[Aim] From the data that follows, print exactly the lines starting at the one containing "Emit a web page" and ending at the one containing "h-[678px] w-[709px] overflow-hidden"; include both of them and nothing more.

··· Input material

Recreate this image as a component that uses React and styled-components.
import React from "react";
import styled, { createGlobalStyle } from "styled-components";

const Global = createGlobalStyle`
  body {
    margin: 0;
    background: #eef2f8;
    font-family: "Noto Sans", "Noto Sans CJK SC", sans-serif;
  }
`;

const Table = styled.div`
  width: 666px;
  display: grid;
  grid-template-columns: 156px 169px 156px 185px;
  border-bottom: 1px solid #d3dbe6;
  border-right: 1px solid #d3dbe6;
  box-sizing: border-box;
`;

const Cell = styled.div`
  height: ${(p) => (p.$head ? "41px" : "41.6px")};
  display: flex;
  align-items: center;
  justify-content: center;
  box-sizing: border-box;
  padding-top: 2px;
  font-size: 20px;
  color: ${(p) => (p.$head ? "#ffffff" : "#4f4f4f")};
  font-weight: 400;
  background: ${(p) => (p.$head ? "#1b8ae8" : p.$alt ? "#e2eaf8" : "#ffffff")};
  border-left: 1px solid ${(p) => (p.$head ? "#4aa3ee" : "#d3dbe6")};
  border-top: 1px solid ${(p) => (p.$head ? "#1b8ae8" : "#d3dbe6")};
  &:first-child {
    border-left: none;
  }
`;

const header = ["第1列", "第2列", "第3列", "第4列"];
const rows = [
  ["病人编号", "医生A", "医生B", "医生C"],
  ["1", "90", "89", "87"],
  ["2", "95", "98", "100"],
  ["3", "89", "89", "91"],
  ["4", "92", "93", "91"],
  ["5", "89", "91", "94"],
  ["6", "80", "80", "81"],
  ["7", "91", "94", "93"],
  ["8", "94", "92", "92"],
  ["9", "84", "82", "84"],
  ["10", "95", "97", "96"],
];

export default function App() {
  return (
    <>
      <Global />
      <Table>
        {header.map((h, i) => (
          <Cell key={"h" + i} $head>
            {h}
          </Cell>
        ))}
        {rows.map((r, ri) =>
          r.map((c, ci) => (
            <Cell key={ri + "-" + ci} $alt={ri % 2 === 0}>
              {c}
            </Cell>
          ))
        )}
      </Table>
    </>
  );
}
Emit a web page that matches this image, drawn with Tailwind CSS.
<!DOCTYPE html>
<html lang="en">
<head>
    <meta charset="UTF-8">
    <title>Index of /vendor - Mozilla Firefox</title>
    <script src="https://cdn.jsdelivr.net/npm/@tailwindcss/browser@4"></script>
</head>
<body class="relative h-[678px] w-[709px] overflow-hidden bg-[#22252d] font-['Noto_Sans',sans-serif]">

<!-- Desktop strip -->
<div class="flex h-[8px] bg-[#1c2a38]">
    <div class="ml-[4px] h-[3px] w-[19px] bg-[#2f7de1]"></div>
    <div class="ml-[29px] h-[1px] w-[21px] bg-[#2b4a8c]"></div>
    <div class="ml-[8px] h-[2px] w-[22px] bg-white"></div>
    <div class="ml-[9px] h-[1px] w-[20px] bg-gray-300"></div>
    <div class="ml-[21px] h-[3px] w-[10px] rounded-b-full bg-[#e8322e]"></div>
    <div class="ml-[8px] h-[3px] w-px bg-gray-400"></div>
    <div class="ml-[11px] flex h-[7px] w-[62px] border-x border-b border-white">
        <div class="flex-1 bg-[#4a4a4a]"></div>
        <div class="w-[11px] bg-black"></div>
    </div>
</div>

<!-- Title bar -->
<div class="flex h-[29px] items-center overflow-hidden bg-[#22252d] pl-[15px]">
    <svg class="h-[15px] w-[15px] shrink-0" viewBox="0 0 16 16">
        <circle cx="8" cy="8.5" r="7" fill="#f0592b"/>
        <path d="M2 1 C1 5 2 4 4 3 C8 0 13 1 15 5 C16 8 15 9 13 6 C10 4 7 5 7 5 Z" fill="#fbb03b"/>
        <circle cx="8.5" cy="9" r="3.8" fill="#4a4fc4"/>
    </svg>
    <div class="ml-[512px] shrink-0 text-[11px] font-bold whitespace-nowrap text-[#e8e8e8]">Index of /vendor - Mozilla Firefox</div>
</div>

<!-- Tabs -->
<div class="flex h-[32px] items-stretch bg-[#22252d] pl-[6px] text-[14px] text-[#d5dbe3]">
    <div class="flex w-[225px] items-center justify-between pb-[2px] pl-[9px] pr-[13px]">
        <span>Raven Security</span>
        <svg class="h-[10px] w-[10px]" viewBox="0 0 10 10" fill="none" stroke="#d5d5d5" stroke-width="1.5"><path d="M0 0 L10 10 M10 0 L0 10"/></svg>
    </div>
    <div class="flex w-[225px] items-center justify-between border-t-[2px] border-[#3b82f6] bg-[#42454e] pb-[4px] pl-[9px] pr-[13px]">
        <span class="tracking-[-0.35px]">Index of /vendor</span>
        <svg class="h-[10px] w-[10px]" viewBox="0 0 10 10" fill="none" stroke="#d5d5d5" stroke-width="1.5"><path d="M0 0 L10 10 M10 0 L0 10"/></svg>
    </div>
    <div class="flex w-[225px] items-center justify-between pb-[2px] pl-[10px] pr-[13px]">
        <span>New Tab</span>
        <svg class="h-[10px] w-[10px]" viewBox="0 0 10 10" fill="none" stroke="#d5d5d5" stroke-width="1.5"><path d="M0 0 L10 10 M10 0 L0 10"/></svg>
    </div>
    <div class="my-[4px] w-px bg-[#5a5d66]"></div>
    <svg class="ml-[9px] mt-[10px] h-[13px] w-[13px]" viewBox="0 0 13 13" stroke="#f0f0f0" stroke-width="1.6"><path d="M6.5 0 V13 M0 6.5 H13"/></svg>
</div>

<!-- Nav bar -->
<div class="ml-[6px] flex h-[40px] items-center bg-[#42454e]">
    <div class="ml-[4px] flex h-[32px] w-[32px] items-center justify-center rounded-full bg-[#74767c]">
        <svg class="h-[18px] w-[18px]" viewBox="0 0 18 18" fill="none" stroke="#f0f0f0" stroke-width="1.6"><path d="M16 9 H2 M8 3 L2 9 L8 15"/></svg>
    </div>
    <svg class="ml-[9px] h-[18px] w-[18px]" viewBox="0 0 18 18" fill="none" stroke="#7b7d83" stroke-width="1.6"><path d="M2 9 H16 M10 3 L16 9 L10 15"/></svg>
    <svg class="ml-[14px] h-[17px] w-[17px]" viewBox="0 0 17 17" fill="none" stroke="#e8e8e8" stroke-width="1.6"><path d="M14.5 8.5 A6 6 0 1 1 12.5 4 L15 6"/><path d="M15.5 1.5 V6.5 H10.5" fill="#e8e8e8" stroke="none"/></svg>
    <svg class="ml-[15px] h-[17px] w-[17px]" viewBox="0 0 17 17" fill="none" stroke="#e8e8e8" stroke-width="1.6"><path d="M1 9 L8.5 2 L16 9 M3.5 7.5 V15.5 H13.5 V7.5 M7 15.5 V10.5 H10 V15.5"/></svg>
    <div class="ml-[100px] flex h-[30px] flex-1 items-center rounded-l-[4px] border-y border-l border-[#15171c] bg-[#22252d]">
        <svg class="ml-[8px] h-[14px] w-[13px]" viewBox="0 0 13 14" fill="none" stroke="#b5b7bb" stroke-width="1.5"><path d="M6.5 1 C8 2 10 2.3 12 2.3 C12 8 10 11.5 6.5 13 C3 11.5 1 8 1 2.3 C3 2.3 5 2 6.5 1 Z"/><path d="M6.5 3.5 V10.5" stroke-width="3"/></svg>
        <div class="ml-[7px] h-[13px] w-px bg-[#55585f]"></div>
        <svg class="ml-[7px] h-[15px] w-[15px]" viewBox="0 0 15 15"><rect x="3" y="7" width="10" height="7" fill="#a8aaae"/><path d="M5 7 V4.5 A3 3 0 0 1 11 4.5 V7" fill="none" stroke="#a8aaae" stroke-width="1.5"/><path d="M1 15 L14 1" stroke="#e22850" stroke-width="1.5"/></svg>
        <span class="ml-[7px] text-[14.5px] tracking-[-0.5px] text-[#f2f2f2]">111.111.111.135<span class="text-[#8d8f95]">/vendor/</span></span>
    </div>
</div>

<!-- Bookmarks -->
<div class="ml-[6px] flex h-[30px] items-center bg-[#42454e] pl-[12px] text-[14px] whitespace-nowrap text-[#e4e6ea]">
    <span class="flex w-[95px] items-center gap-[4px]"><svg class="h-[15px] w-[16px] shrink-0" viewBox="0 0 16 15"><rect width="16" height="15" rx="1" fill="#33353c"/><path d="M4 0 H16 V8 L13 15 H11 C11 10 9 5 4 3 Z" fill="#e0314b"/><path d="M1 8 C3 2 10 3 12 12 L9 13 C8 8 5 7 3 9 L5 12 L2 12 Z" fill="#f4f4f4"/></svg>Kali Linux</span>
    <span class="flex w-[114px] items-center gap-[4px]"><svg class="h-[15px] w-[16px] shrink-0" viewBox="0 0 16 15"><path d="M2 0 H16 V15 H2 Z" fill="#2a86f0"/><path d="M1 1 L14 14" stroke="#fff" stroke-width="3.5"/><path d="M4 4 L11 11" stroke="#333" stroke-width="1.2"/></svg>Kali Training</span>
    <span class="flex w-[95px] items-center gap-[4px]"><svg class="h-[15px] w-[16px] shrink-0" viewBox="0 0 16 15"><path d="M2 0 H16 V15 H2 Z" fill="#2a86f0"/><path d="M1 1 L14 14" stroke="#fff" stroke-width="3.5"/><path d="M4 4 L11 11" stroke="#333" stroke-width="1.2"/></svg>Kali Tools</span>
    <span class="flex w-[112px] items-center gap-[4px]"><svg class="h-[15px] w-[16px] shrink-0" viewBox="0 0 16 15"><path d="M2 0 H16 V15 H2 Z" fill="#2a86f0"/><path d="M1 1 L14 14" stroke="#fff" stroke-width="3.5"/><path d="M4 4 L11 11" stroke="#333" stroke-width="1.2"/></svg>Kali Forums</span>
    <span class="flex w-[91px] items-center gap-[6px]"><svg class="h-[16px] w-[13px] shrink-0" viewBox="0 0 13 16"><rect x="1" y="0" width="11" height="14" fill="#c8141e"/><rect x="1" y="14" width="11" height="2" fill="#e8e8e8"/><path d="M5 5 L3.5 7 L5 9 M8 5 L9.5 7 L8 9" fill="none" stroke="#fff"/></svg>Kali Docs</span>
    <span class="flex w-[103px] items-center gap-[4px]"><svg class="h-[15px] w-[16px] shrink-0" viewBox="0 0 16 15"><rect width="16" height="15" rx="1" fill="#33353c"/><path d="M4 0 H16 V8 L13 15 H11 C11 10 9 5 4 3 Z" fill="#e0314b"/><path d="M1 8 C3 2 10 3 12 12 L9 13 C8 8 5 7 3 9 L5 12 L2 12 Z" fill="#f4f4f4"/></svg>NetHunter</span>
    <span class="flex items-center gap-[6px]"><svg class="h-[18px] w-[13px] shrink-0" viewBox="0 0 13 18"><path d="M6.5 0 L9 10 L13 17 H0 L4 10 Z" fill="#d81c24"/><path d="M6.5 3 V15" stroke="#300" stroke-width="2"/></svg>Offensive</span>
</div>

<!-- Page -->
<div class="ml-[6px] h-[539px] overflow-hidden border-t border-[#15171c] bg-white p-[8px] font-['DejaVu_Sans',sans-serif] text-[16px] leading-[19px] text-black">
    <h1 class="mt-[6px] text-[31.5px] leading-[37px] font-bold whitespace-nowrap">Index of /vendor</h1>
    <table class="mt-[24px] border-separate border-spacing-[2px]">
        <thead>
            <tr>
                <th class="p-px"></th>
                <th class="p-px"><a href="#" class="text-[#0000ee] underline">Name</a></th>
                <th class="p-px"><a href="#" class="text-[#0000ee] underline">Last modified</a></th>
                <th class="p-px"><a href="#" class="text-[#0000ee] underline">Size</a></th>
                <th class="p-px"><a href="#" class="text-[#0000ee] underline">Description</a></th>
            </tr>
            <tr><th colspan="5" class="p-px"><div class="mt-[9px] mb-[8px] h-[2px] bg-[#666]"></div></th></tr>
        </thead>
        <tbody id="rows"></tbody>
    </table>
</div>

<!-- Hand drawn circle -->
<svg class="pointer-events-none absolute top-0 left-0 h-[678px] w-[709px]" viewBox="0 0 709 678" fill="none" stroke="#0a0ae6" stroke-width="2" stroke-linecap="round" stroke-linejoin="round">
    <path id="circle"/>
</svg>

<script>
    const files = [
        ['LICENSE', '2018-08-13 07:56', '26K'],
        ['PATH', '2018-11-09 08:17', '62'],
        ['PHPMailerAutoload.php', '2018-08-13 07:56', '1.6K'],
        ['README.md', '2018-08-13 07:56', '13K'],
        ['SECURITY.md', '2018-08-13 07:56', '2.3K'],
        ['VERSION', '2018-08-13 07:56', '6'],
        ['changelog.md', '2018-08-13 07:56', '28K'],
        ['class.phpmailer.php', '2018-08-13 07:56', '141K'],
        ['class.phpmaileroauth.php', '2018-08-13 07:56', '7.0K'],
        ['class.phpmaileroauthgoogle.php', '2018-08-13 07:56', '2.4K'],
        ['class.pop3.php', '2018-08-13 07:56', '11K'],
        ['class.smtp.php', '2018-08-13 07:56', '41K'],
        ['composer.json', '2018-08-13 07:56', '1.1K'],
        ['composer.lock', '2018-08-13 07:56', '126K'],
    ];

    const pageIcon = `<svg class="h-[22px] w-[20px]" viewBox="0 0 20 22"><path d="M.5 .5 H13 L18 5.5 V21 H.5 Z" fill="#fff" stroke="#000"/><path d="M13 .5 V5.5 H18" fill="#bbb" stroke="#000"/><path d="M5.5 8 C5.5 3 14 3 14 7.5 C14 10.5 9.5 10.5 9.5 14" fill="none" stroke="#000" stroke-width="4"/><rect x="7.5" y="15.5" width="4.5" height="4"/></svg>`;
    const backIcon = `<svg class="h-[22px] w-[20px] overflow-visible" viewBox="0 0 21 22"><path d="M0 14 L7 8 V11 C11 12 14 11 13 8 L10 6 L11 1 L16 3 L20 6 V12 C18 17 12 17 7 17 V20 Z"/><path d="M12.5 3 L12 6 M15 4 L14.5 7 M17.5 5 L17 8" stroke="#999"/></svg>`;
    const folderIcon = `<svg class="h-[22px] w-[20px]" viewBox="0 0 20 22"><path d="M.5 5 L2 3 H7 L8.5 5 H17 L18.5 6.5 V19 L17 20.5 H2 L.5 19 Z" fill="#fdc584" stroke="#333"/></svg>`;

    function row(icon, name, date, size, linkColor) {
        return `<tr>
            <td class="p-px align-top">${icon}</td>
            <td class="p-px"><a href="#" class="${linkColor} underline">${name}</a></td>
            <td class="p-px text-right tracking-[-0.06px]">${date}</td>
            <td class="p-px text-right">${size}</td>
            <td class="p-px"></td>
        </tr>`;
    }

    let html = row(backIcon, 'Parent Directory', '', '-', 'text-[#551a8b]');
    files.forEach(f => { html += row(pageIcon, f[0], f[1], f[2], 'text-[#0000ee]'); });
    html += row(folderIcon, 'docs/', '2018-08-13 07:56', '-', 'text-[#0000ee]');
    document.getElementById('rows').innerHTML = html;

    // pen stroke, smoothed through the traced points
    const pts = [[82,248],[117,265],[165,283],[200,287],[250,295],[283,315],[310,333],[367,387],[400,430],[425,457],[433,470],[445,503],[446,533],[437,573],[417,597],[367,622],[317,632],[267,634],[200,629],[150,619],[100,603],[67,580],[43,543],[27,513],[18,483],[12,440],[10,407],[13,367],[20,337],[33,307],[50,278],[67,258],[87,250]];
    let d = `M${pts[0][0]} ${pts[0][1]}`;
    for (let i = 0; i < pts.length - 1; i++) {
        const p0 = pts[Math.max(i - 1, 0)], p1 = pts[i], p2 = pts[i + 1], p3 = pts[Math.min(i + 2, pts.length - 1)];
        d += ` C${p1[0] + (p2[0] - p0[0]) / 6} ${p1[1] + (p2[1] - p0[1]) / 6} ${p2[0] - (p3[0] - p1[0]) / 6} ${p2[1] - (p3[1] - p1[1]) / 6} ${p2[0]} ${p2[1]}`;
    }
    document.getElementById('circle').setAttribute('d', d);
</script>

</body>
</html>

······

[Full output]
Emit a web page that matches this image, drawn with Tailwind CSS.
<!DOCTYPE html>
<html lang="en">
<head>
    <meta charset="UTF-8">
    <title>Index of /vendor - Mozilla Firefox</title>
    <script src="https://cdn.jsdelivr.net/npm/@tailwindcss/browser@4"></script>
</head>
<body class="relative h-[678px] w-[709px] overflow-hidden bg-[#22252d] font-['Noto_Sans',sans-serif]">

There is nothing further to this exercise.